Most of the works are seminal pieces. Among the Johns group are a 1961 painting from his "0-9" series, and 17 prints from the 1982 "Savarin Can" series. The Lichtenstein works include his first interior, Bathroom (1961), and the preparatory canvas for his 1964 World's Fair mural. Newman's canvas, The Promise (1949), was once given by the artist to Clement Greenberg as a wedding present. The sculptures by Oldenburg include Giant BLT (1963) and his room-size Bedroom Ensemble (1963/95). In addition, Oldenburg and Coosje van Bruggen recently gave the Whitney 88 drawings--some authored by Oldenburg alone, and others by the two in collaboration--which were on view over the summer [see p. 142].
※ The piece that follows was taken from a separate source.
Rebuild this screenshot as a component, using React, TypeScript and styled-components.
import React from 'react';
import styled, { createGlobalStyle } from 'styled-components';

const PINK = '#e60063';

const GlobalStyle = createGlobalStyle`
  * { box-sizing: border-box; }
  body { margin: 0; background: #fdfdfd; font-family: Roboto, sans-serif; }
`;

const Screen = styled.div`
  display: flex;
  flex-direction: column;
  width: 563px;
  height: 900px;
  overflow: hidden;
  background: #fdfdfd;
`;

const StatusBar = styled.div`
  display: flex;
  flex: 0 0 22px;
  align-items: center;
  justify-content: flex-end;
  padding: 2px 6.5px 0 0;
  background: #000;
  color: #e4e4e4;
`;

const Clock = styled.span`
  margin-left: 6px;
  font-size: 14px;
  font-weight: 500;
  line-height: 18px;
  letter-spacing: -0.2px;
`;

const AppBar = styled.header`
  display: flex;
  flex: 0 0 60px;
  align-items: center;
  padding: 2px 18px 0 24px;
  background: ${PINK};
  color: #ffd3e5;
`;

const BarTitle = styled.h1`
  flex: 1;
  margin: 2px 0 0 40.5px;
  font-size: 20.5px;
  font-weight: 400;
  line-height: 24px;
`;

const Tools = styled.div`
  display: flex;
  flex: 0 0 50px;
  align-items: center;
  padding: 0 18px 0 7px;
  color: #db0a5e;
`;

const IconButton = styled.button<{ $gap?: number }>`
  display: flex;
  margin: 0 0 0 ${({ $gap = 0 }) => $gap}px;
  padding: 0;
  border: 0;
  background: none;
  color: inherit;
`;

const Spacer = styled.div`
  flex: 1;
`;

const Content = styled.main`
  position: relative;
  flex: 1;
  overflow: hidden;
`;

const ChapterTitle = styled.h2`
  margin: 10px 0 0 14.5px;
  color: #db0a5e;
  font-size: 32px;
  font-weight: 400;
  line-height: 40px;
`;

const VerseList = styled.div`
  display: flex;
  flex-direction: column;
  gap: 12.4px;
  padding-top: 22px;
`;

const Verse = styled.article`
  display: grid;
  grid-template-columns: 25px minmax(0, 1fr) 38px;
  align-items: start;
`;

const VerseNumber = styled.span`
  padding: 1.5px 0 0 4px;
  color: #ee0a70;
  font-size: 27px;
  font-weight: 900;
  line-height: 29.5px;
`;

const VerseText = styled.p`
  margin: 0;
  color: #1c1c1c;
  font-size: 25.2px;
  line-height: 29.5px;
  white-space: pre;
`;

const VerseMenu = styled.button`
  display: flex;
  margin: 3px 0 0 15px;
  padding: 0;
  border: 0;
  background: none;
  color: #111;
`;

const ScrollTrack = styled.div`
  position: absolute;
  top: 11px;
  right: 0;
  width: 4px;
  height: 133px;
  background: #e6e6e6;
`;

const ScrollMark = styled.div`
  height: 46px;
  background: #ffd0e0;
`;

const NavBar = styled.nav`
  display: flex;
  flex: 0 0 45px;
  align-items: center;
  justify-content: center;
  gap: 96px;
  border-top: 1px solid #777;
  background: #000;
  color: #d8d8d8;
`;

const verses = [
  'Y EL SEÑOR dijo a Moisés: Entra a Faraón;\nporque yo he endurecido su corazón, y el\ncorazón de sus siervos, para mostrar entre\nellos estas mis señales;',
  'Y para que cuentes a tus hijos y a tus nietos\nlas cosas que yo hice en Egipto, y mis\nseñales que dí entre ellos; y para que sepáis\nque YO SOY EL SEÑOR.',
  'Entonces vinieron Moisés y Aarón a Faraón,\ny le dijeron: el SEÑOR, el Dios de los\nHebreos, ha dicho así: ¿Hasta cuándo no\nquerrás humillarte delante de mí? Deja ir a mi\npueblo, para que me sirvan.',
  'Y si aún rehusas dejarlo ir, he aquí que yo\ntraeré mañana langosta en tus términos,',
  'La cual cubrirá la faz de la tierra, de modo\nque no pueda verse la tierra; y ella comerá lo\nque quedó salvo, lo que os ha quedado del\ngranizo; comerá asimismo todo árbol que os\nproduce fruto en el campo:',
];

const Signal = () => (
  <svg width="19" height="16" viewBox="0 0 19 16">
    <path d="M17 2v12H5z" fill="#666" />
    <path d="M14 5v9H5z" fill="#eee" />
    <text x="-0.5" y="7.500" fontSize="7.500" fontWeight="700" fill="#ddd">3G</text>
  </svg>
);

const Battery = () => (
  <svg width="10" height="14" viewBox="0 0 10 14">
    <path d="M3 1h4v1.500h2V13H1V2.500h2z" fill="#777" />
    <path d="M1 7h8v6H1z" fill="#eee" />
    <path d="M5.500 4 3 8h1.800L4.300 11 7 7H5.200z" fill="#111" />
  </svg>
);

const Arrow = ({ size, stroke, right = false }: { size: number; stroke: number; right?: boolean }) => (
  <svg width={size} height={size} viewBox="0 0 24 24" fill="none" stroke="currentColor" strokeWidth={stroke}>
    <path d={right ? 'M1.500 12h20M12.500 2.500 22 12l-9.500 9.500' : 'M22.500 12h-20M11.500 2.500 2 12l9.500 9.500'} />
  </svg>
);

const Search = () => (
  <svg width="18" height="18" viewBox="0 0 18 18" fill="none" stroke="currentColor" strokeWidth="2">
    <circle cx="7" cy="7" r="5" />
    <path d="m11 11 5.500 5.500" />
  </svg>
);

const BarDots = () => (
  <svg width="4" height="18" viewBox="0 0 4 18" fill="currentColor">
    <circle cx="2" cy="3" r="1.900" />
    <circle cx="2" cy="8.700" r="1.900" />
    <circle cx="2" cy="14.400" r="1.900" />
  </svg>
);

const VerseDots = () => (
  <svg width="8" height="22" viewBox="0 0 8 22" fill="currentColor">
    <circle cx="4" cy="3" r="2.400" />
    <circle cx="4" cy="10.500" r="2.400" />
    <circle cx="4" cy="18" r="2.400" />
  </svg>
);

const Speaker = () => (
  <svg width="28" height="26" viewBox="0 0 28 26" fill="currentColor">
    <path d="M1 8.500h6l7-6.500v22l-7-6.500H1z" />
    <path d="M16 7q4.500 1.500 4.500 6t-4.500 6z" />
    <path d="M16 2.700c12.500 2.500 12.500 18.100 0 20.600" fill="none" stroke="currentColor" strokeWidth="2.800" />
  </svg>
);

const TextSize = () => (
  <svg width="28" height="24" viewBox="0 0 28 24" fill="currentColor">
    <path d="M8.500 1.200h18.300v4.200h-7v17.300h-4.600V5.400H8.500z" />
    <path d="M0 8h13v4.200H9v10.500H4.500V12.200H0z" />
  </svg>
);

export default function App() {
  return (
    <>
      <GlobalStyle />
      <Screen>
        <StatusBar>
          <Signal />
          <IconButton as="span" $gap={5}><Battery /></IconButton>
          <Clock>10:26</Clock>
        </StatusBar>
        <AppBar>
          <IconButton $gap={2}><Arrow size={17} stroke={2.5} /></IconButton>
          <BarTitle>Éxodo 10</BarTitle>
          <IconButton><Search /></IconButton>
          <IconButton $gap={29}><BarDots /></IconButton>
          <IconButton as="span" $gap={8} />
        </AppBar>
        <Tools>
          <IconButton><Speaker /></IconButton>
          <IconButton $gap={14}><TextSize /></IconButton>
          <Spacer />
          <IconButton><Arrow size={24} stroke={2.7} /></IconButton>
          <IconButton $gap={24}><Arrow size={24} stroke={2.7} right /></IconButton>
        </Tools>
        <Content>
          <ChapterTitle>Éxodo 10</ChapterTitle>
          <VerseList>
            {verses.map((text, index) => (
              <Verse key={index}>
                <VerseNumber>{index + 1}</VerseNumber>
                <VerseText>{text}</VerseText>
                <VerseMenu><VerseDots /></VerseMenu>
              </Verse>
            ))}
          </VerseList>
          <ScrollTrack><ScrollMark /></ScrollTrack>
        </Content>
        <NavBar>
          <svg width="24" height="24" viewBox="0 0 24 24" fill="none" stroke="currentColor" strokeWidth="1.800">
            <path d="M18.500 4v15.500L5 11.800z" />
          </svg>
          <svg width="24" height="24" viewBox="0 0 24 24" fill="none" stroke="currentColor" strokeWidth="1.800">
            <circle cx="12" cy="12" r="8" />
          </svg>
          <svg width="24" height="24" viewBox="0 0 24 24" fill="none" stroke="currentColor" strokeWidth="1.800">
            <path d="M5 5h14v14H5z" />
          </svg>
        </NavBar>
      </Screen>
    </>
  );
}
The acquisitions effort, spearheaded by board chairman Leonard A. Lauder, began quietly three years ago with the intention of beefing up the museum's holdings of artists who emerged in the 1950s and `60s, particularly in the areas of Abstract Expressionism and Pop art. Fifteen of the works were donated from the trustees' personal collections; the rest were purchased specifically as gifts for the museum. With its ambitious acquisition scheme under way, the Whitney hired Rem Koolhaas last year to draw up preliminary designs for an expansion, though the museum has not formally announced any plans.